Karl J. Kuerner was one of a select few who benefited personally from artists Andrew Wyeth and his sister, Carolyn. Kuerner studied under Carolyn for seven years, and a number of Andrew’s paintings were made at or around his family’s farm. Hoping to return the favor to artists the world over, Kuerner imparts wisdom, advice, life lessons and lots of spirit into his new book, Beyond the Art Spirit.

MLT: What inspired this book?

KJK: One of the people responsible for helping me following this through was West Chester artist Philip Jamison. We’ve known each other for years, and he said to me, “If you don’t write this, it’s going to be a whole lost era that people don’t even know about.” It took a lifetime so far to get this out, but it was a very unique situation—working with Carolyn Wyeth and seeing her brother work over at our family farm. I wanted this to be almost an extension of Robert Henri’s book, The Art Spirit, and a simplified way to reach young artists.

MLT: Does any one memory stick out from that time?

KJK: The first time I ever met Carolyn, she looked at my work and said, “I’ve seen your drawings, now go home and I’ll see you in two weeks.” That really threw me. I’m thinking, “Well, your brother’s been there, he’s covered everything.” I specifically went over to the farm when Andy was painting and asked if I could have permission to paint on my own property. He laughed at me and said, “If you have your own voice, you’ll see it through.”

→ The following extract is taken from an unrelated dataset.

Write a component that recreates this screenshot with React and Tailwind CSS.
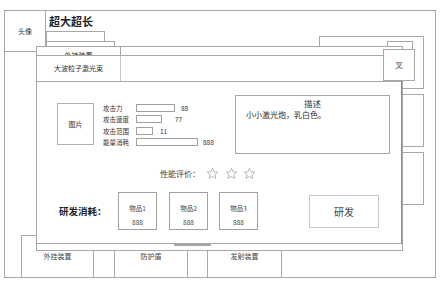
import React from "react"

const stats = [
  { label: "攻击力", bar: "w-[39px]", num: "88", gap: "ml-[6px]" },
  { label: "攻击速度", bar: "w-[26px]", num: "77", gap: "ml-[13px]" },
  { label: "攻击范围", bar: "w-[17px]", num: "11", gap: "ml-[7px]" },
  { label: "能量消耗", bar: "w-[62px]", num: "888", gap: "ml-[5px]" },
]

const items = [
  { name: "物品1", cost: "888", space: "" },
  { name: "物品2", cost: "888", space: "ml-[12px]" },
  { name: "物品3", cost: "888", space: "ml-[11px]" },
]

// 空心星星
const Star = ({ className }) => (
  <svg className={className} width="13" height="13" viewBox="0 0 24 24" fill="none" stroke="#9a9a9a" strokeWidth="1.3" strokeLinejoin="round">
    <path d="M12 2.5l2.9 6.3 6.8.7-5.1 4.6 1.5 6.8L12 17.4l-6.1 3.5 1.5-6.8-5.1-4.6 6.8-.7z" />
  </svg>
)

const App = () => {
  return (
    <div
      className="relative w-[441px] h-[284px] bg-white overflow-hidden pl-[4px] pt-[10px] text-[#333]"
      style={{ fontFamily: '"Noto Sans CJK SC", "Noto Sans", sans-serif' }}
    >
      {/* 背景页面 */}
      <div className="w-[432px] h-[268px] border border-[#a8a8a8] flex flex-col">
        <div className="flex flex-1">
          <div className="w-[41px]">
            <div className="h-[41px] border-r border-b border-[#a8a8a8] flex items-center justify-center text-[7px] leading-none">
              头像
            </div>
          </div>

          <div className="flex-1">
            <div className="pl-[3px] pt-[3px] text-[11px] leading-[14px] font-bold text-[#222]">超大超长</div>
            <div className="mt-[3px] w-[59px] h-[11px] border border-[#a8a8a8]"></div>
            <div className="-mt-[1px] w-[69px] h-[10px] border border-[#a8a8a8]"></div>
          </div>

          <div className="w-[105px] mr-[11px] pt-[25px]">
            <div className="h-[53px] border border-[#a8a8a8] flex justify-end pt-[4px] pr-[10px]">
              <div className="w-[26px] h-[9px] border border-[#a8a8a8]"></div>
            </div>
            <div className="mt-[5px] h-[53px] border border-[#a8a8a8]"></div>
            <div className="mt-[5px] h-[53px] border border-[#a8a8a8]"></div>
          </div>
        </div>

        {/* 底部标签 */}
        <div className="h-[42px] flex pl-[16px] text-[7px] leading-[10px] text-[#444]">
          <div className="w-[73px] border-l border-t border-r border-[#a8a8a8] pt-[15px] text-center">外挂装置</div>
          <div className="w-[21px] border-t border-r border-[#a8a8a8]"></div>
          <div className="w-[73px] border-t border-r border-[#a8a8a8] pt-[15px] text-center">防护盾</div>
          <div className="w-[20px] border-t border-r border-[#a8a8a8]"></div>
          <div className="w-[74px] border-t border-r border-[#a8a8a8] pt-[15px] text-center">发射装置</div>
        </div>
      </div>

      {/* 弹窗后面的面板 */}
      <div className="absolute left-[36px] top-[46px] w-[367px] h-[205px] border border-[#a8a8a8] bg-white">
        <div className="w-[84px] h-[10px] border-r border-[#a8a8a8] text-[7px] leading-[16px] text-center overflow-hidden">外挂装置</div>
      </div>
      <div className="absolute left-[174px] top-[244px] w-[37px] h-[2px] bg-[#a8a8a8]"></div>

      {/* 弹窗 */}
      <div className="absolute left-[36px] top-[55px] w-[366px] h-[189px] border border-[#a8a8a8] border-r-[#8c8c8c] bg-white flex flex-col">
        <div className="h-[26px] border-b border-[#a8a8a8] flex">
          <div className="w-[84px] border-r border-[#c4c4c4] flex items-center justify-center text-[7px] text-[#333]">
            大波粒子激光束
          </div>
        </div>

        <div className="flex items-start pt-[13px]">
          <div className="ml-[20px] mt-[8px] w-[37px] h-[42px] border border-[#b0b0b0] flex items-center justify-center text-[7px]">
            图片
          </div>
          <div className="ml-[9px] mt-[7px] flex flex-col">
            {stats.map((s) => (
              <div key={s.label} className="h-[11.5px] flex items-center text-[6.5px] leading-none">
                <span className="w-[33px]">{s.label}</span>
                <span className={`${s.bar} h-[8px] border border-[#a0a0a0]`}></span>
                <span className={s.gap}>{s.num}</span>
              </div>
            ))}
          </div>
          <div className="ml-auto mr-[11px] w-[155px] h-[59px] border border-[#a8a8a8] text-[8.5px] leading-[12px]">
            <div className="text-center pt-[1px]">描述</div>
            <div className="pl-[10px] text-[8px]">小小激光炮，乳白色。</div>
          </div>
        </div>

        <div className="mt-[13px] pl-[123px] flex items-center text-[8px] leading-[12px] text-[#444]">
          <span>性能评价：</span>
          <Star className="ml-[6px]" />
          <Star className="ml-[6px]" />
          <Star className="ml-[5px]" />
        </div>

        <div className="mt-[12px] flex items-center">
          <div className="ml-[22px] w-[59px] text-[9.5px] font-bold text-[#222]">研发消耗：</div>
          {items.map((it) => (
            <div
              key={it.name}
              className={`${it.space} w-[39px] h-[38px] border border-[#a0a0a0] flex flex-col items-center pt-[11px] text-[6.5px] leading-[9px] text-[#444]`}
            >
              <span>{it.name}</span>
              <span className="mt-[5px]">{it.cost}</span>
            </div>
          ))}
          <div className="ml-[51px] w-[70px] h-[33px] border border-[#c8c8c8] flex items-center justify-center text-[10px] text-[#444]">
            研发
          </div>
        </div>
      </div>

      {/* 关闭按钮 */}
      <div className="absolute left-[383px] top-[49px] w-[32px] h-[32px] border border-[#a8a8a8] bg-white flex items-center justify-center text-[8px] text-[#555]">
        叉
      </div>
    </div>
  )
}

export default App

MLT: How have those lessons influenced your own teaching?

KJK: You have to work with everyone as one creative person to another. As a teaching artist, you always have to be an encourager. You never want to teach somebody to emulate what you’re doing. You have to work with them to be a pioneer, to make some self-discoveries and [know] that there’s no right or wrong way.

MLT: What about overcoming obstacles?

KJK: A painting can be very daunting. If you paint as if you have something to say, you’ll get that point across, but there may be a lot of pitfalls along the way. You learn to succeed by making mistakes.

MLT: What is it about the Brandywine Valley that’s such a draw to artists?

KJK: Andy certainly reached America at a time where the average person could relate to his work, and I think that probably still draws people in today. Other artists are attracted by the visual, and maybe not the soulful, knowledge. Growing up here, you learn a simple way of life, and the simple things can be very entertaining. Imagination as a young child can take you a very long way.